3) That shit smells like shit!!!! Really self explanatory but then again so is the entire crux of this essay. Picking up shit with a sandwich bag worn glove-wise doth not a smell-eater constitute. Go away fucking dog-owning stench bringing old man!


4) Germs. Let me use an analogous example to make my case: For whatever reason, my three year old shits in the tub while taking a bath. While it’s funny in the retelling let me assure you that the reality was horrifying to say the least. Of all the things that I used that night to disinfect the both child and the tub and the entire bathroom, never once did it cross my mind that sticking my hand in a sandwich bag and grabbing the floating shit logs would IN ANY FRIGGIN WAY solve the problem once and for all. By my calculations there has been un-disinfected shit dropped on just about 100% of my lawn. I’m looking at the sentence I just wrote and I think I just got a huge zit on my eyebrow.



Enough with the list I’m sure you understand. Perhaps you yourself are a dog owner, and maybe you live where I live. Perhaps you are just a dog-owner who lives somewhere. No matter because I’m going to bring you into the state of the art with an apparently heretofore un-suggested suggestion. Let’s not have your animal make on my, or anybody else’s lawn shall we?



How have we arrived here anyway? In a society where I can conduct business of any kind anywhere with whomever I want from a seated position in my living room, In a society where any wish, any desire, any kind of information at all can be had at the touch of a button…How are we still touching dogshit in that kind of society? How can we not have invented some sort of operation, or prosthesis, which makes dogshit obsolete? How can that not have happened already? Where’s fucking DOGSHIT.COM or CANINFECEES.NET? Aside from that, what’s wrong with your lawn dog owner? Why the voiding on my lawn - where my little kids go to play with their toys.
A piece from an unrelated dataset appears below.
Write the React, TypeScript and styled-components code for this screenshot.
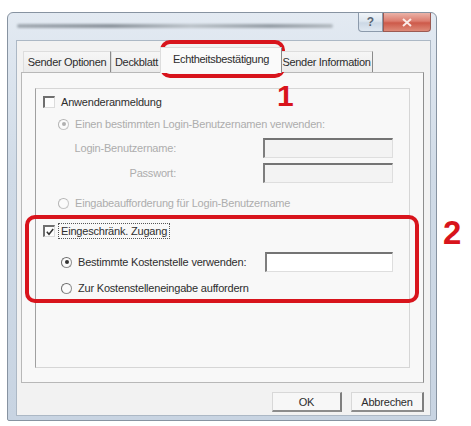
import styled, { createGlobalStyle } from 'styled-components';

const GlobalStyle = createGlobalStyle`
  html, body {
    margin: 0;
    padding: 0;
    background: #ffffff;
  }
  body {
    font-family: "Liberation Sans", Arial, sans-serif;
  }
`;

const Page = styled.div`
  position: relative;
  width: 471px;
  height: 426px;
  padding: 12px 0 0 7px;
  box-sizing: border-box;
  overflow: hidden;
`;

const Window = styled.div`
  width: 430px;
  height: 409px;
  box-sizing: border-box;
  border: 1px solid #8793a1;
  border-radius: 6px 6px 2px 2px;
  background: linear-gradient(180deg, #e3eaf2 0%, #d0dbe7 40%, #c8d4e2 100%);
  padding: 0 5px 4px 8px;
  display: flex;
  flex-direction: column;
`;

const TitleBar = styled.div`
  height: 27px;
  display: flex;
  align-items: flex-start;
  flex-shrink: 0;
`;

const TitleSmudge = styled.div`
  margin: 11px 0 0 1px;
  width: 316px;
  height: 4px;
  border-radius: 2px;
  background: linear-gradient(90deg, #a3abb4 0%, #8c949d 30%, #bcc3ca 55%, #959da6 80%, #b4bbc2 100%);
  filter: blur(1px);
`;

const CaptionButtons = styled.div`
  margin-left: auto;
  display: flex;
`;

const CaptionButton = styled.div<{ $w: number; $close?: boolean }>`
  width: ${(p) => p.$w}px;
  height: 19px;
  box-sizing: border-box;
  border: 1px solid ${(p) => (p.$close ? '#9c5a52' : '#8c9aab')};
  border-top: none;
  border-radius: ${(p) => (p.$close ? '0 0 4px 0' : '0 0 0 4px')};
  background: ${(p) =>
    p.$close
      ? 'linear-gradient(180deg, #ebb3a8 0%, #dc7c6e 45%, #cd5a4a 55%, #de8a78 100%)'
      : 'linear-gradient(180deg, #f0f4f8 0%, #dde6ef 45%, #ccd8e5 55%, #dfe8f1 100%)'};
  display: flex;
  align-items: center;
  justify-content: center;
  color: #5a6776;
  font-size: 12px;
  font-weight: bold;
`;

const Content = styled.div`
  flex: 1;
  background: #f2f2f2;
  border: 1px solid #acb8c5;
  padding: 0 6px 0 4px;
  display: flex;
  flex-direction: column;
`;

const TabStrip = styled.div`
  height: 31px;
  display: flex;
  align-items: flex-end;
  padding-left: 2px;
  flex-shrink: 0;
`;

const Tab = styled.div<{ $w: number; $active?: boolean }>`
  width: ${(p) => p.$w}px;
  height: ${(p) => (p.$active ? 26 : 21)}px;
  box-sizing: border-box;
  margin: 0 ${(p) => (p.$active ? -2 : 0)}px ${(p) => (p.$active ? -1 : 0)}px;
  position: relative;
  z-index: ${(p) => (p.$active ? 2 : 1)};
  display: flex;
  align-items: center;
  justify-content: center;
  font-size: 11px;
  letter-spacing: -0.3px;
  color: #2c2c2c;
  background: ${(p) => (p.$active ? '#fafafa' : 'linear-gradient(180deg, #f6f6f6, #ebebeb)')};
  border: 1px solid #dddddd;
  border-right-color: #8a8a8a;
  border-bottom: none;
  padding-bottom: ${(p) => (p.$active ? 3 : 0)}px;
`;

const Panel = styled.div`
  height: 311px;
  box-sizing: border-box;
  border: 1px solid #b8b8b8;
  border-right-color: #8e8e8e;
  background: #f8f8f8;
  padding: 15px 13px 14px 13px;
  display: flex;
`;

const Group = styled.div`
  flex: 1;
  border: 1px solid #d6d6d6;
  border-left-color: #a0a0a0;
  padding: 2px 0 0 7px;
  display: flex;
  flex-direction: column;
`;

const Row = styled.div<{ $indent?: number; $top?: number; $h?: number }>`
  height: ${(p) => p.$h ?? 22}px;
  margin-top: ${(p) => p.$top ?? 0}px;
  padding-left: ${(p) => p.$indent ?? 0}px;
  display: flex;
  align-items: center;
  flex-shrink: 0;
`;

const Label = styled.span<{ $disabled?: boolean; $focus?: boolean }>`
  font-size: 11px;
  letter-spacing: -0.2px;
  color: ${(p) => (p.$disabled ? '#adadad' : '#2e2e2e')};
  margin-left: 4px;
  padding: 1px 2px;
  outline: ${(p) => (p.$focus ? '1px dotted #555' : 'none')};
`;

const FieldLabel = styled.span`
  width: 104px;
  text-align: right;
  font-size: 11px;
  letter-spacing: -0.2px;
  color: #adadad;
`;

const TextBox = styled.div<{ $disabled?: boolean; $w?: number }>`
  margin-left: auto;
  margin-right: 16px;
  width: ${(p) => p.$w ?? 130}px;
  height: 20px;
  box-sizing: border-box;
  border: 1px solid #dedede;
  border-top: 2px solid #747474;
  border-left: 2px solid #7e7e7e;
  background: ${(p) => (p.$disabled ? '#f3f3f3' : '#ffffff')};
`;

const Box = styled.span`
  width: 12px;
  height: 12px;
  box-sizing: border-box;
  border: 1px solid #dcdcdc;
  border-top: 2px solid #6f6f6f;
  border-left: 2px solid #6f6f6f;
  background: #fdfdfd;
  display: inline-flex;
  align-items: center;
  justify-content: center;
  flex-shrink: 0;
`;

const Radio = styled.span<{ $disabled?: boolean; $checked?: boolean }>`
  width: 11px;
  height: 11px;
  box-sizing: border-box;
  border-radius: 50%;
  border: 1px solid ${(p) => (p.$disabled ? '#c6c6c6' : '#8e8e8e')};
  border-top-color: ${(p) => (p.$disabled ? '#b4b4b4' : '#6c6c6c')};
  border-left-color: ${(p) => (p.$disabled ? '#b4b4b4' : '#6c6c6c')};
  background: #fbfbfb;
  display: inline-flex;
  align-items: center;
  justify-content: center;
  flex-shrink: 0;
  &::after {
    content: '';
    display: ${(p) => (p.$checked ? 'block' : 'none')};
    width: 4px;
    height: 4px;
    border-radius: 50%;
    background: ${(p) => (p.$disabled ? '#b0b0b0' : '#333')};
  }
`;

const Footer = styled.div`
  display: flex;
  justify-content: flex-end;
  gap: 9px;
  padding: 9px 0 0 0;
`;

const Button = styled.div<{ $w: number }>`
  width: ${(p) => p.$w}px;
  height: 20px;
  box-sizing: border-box;
  border: 1px solid #d8d8d8;
  border-right: 2px solid #7e7e7e;
  border-bottom: 2px solid #8c8c8c;
  background: #f7f7f7;
  display: flex;
  align-items: center;
  justify-content: center;
  font-size: 11px;
  letter-spacing: -0.2px;
  color: #2c2c2c;
`;

const Callout = styled.div<{ $x: number; $y: number; $w: number; $h: number }>`
  position: absolute;
  left: ${(p) => p.$x}px;
  top: ${(p) => p.$y}px;
  width: ${(p) => p.$w}px;
  height: ${(p) => p.$h}px;
  box-sizing: border-box;
  border: 4px solid #d8141c;
  border-radius: 10px;
  pointer-events: none;
`;

const Marker = styled.div<{ $x: number; $y: number; $size: number }>`
  position: absolute;
  left: ${(p) => p.$x}px;
  top: ${(p) => p.$y}px;
  font-family: "Liberation Sans", Arial, sans-serif;
  font-weight: bold;
  font-size: ${(p) => p.$size}px;
  line-height: 1;
  color: #d8141c;
`;

function CheckBox({ checked }: { checked?: boolean }) {
  return (
    <Box>
      {checked && (
        <svg width="8" height="8" viewBox="0 0 8 8">
          <path d="M0.8 3.8 L3 6.3 L7.2 1" fill="none" stroke="#333" strokeWidth="1.5" />
        </svg>
      )}
    </Box>
  );
}

export default function App() {
  return (
    <>
      <GlobalStyle />
      <Page>
        <Window>
          <TitleBar>
            <TitleSmudge />
            <CaptionButtons>
              <CaptionButton $w={25}>?</CaptionButton>
              <CaptionButton $w={48} $close>
                <svg width="10" height="9" viewBox="0 0 10 9">
                  <path d="M1 1 L9 8 M9 1 L1 8" stroke="#fbeae6" strokeWidth="2" />
                </svg>
              </CaptionButton>
            </CaptionButtons>
          </TitleBar>
          <Content>
            <TabStrip>
              <Tab $w={88}>Sender Optionen</Tab>
              <Tab $w={51}>Deckblatt</Tab>
              <Tab $w={122} $active>Echtheitsbestätigung</Tab>
              <Tab $w={93}>Sender Information</Tab>
            </TabStrip>
            <Panel>
              <Group>
                <Row>
                  <CheckBox />
                  <Label>Anwenderanmeldung</Label>
                </Row>
                <Row $indent={15}>
                  <Radio $disabled $checked />
                  <Label $disabled>Einen bestimmten Login-Benutzernamen verwenden:</Label>
                </Row>
                <Row $indent={29} $h={26}>
                  <FieldLabel>Login-Benutzername:</FieldLabel>
                  <TextBox $disabled />
                </Row>
                <Row $indent={29} $h={24}>
                  <FieldLabel>Passwort:</FieldLabel>
                  <TextBox $disabled />
                </Row>
                <Row $indent={15} $top={7}>
                  <Radio $disabled />
                  <Label $disabled>Eingabeaufforderung für Login-Benutzername</Label>
                </Row>
                <Row $top={6}>
                  <CheckBox checked />
                  <Label $focus>Eingeschränk. Zugang</Label>
                </Row>
                <Row $indent={18} $top={9}>
                  <Radio $checked />
                  <Label>Bestimmte Kostenstelle verwenden:</Label>
                  <TextBox $w={128} />
                </Row>
                <Row $indent={18} $top={4}>
                  <Radio />
                  <Label>Zur Kostenstelleneingabe auffordern</Label>
                </Row>
              </Group>
            </Panel>
            <Footer>
              <Button $w={70}>OK</Button>
              <Button $w={73}>Abbrechen</Button>
            </Footer>
          </Content>
        </Window>
        <Callout $x={160} $y={40} $w={125} $h={38} />
        <Marker $x={277} $y={81} $size={30}>1</Marker>
        <Callout $x={25} $y={215} $w={394} $h={88} />
        <Marker $x={443} $y={216} $size={33}>2</Marker>
      </Page>
    </>
  );
}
When I was a lad, in the eighties or there-abouts. If you’d given me the bullet-point cultural and technological tenants of the 2000’s I’d ‘ve punched you in the fucking face. My conception of the future back then was a place where - despite the fact that there were still had big, cumbersome looking land-line telephones – you could still get in your Chrysler and fly to the fucking cosmo-mart. Flying cars motherfucker! That’s what my future was in 1989 dude. I had no vague conception of a world united by near constant information exchange via hand held devices and an electronic network that connected the whole of humanity. To be honest, if you had told me about the internet or cell phones back then I don’t think I would have been interested. I’d accept those things only as part of an interior package of the 3000 horsepower Camaro that I’d be piloting back and forth to my job on the moon. Tiny phones and porn on demand? Compelling on their face but nothing that I’d spend any great deal of time trying to sort out.